**Recorded data**

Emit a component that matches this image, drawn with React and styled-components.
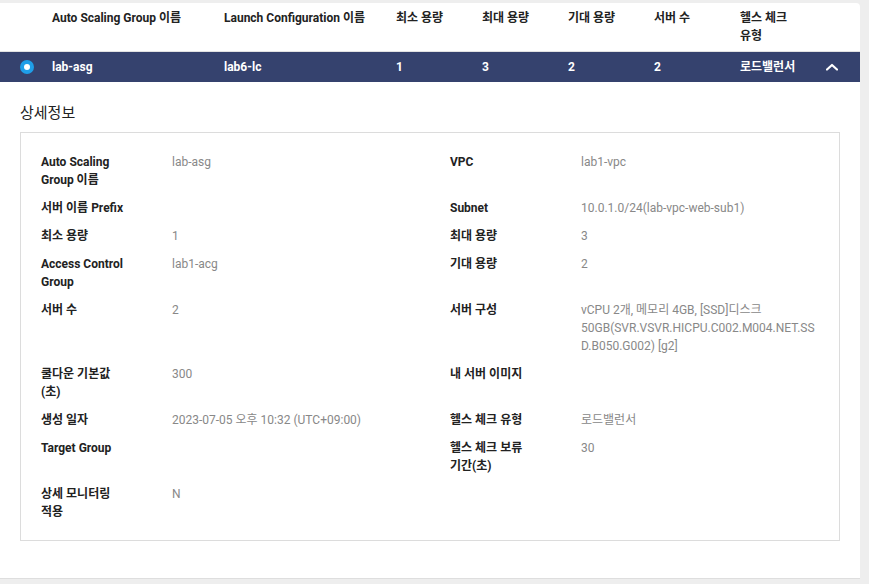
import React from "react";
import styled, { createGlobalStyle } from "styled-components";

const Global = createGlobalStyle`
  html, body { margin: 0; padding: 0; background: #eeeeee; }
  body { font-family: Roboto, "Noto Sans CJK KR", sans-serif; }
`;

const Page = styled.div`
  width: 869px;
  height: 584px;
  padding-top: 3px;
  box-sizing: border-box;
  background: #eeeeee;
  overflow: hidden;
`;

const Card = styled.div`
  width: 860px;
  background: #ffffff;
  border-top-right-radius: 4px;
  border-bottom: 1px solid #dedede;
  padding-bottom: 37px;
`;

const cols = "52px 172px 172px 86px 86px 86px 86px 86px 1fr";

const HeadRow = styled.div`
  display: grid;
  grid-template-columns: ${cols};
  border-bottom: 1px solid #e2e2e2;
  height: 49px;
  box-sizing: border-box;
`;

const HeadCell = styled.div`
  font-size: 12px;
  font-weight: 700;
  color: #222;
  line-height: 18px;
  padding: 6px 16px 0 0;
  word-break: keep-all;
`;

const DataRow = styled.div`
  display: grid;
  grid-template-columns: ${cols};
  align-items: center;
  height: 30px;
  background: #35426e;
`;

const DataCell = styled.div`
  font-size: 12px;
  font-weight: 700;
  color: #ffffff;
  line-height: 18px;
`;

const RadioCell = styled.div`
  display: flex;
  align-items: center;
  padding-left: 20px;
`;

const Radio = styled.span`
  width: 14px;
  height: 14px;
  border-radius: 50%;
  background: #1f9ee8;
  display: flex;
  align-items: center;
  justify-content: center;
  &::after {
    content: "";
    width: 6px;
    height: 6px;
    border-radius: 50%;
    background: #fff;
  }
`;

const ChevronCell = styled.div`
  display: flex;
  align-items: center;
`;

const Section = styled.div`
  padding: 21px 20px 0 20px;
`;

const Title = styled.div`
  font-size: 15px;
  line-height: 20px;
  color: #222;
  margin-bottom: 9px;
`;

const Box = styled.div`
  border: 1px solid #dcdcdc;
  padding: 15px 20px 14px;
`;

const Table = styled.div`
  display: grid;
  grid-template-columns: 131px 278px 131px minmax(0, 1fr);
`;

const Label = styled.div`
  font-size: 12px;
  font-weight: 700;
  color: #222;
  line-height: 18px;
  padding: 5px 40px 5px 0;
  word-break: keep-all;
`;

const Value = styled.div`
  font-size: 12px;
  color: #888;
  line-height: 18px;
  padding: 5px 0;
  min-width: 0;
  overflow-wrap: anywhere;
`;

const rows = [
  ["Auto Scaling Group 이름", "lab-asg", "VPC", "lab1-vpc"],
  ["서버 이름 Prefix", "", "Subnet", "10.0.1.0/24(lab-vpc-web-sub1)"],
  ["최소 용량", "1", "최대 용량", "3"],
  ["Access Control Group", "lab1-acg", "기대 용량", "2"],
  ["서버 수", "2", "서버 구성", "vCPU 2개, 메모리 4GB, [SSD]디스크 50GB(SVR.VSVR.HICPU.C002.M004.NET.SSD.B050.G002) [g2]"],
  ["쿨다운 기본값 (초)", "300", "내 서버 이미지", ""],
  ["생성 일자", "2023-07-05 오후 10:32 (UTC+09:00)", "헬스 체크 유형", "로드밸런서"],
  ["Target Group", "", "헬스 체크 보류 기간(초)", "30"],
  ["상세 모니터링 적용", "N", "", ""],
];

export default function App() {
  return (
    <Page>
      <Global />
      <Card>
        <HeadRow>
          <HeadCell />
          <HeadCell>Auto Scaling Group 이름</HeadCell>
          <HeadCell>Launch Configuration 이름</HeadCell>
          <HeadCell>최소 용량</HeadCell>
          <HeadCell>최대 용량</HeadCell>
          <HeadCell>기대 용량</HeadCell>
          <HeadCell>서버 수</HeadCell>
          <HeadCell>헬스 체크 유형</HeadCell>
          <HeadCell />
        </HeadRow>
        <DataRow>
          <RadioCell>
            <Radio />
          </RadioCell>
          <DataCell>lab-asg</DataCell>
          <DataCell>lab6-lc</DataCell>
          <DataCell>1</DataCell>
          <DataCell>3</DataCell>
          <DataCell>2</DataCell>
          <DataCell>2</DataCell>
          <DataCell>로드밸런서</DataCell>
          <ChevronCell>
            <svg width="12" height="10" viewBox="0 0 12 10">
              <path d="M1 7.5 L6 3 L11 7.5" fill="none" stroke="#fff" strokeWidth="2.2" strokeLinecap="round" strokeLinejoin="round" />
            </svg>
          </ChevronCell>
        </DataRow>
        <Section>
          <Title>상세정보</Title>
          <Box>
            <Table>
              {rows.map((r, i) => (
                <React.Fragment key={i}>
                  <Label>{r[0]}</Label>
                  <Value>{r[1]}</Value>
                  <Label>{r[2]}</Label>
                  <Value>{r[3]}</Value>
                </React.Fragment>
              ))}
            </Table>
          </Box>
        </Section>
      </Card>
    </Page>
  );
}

**Your instructions**
Return each line that includes "components".

**Complete output**
Emit a component that matches this image, drawn with React and styled-components.
import styled, { createGlobalStyle } from "styled-components";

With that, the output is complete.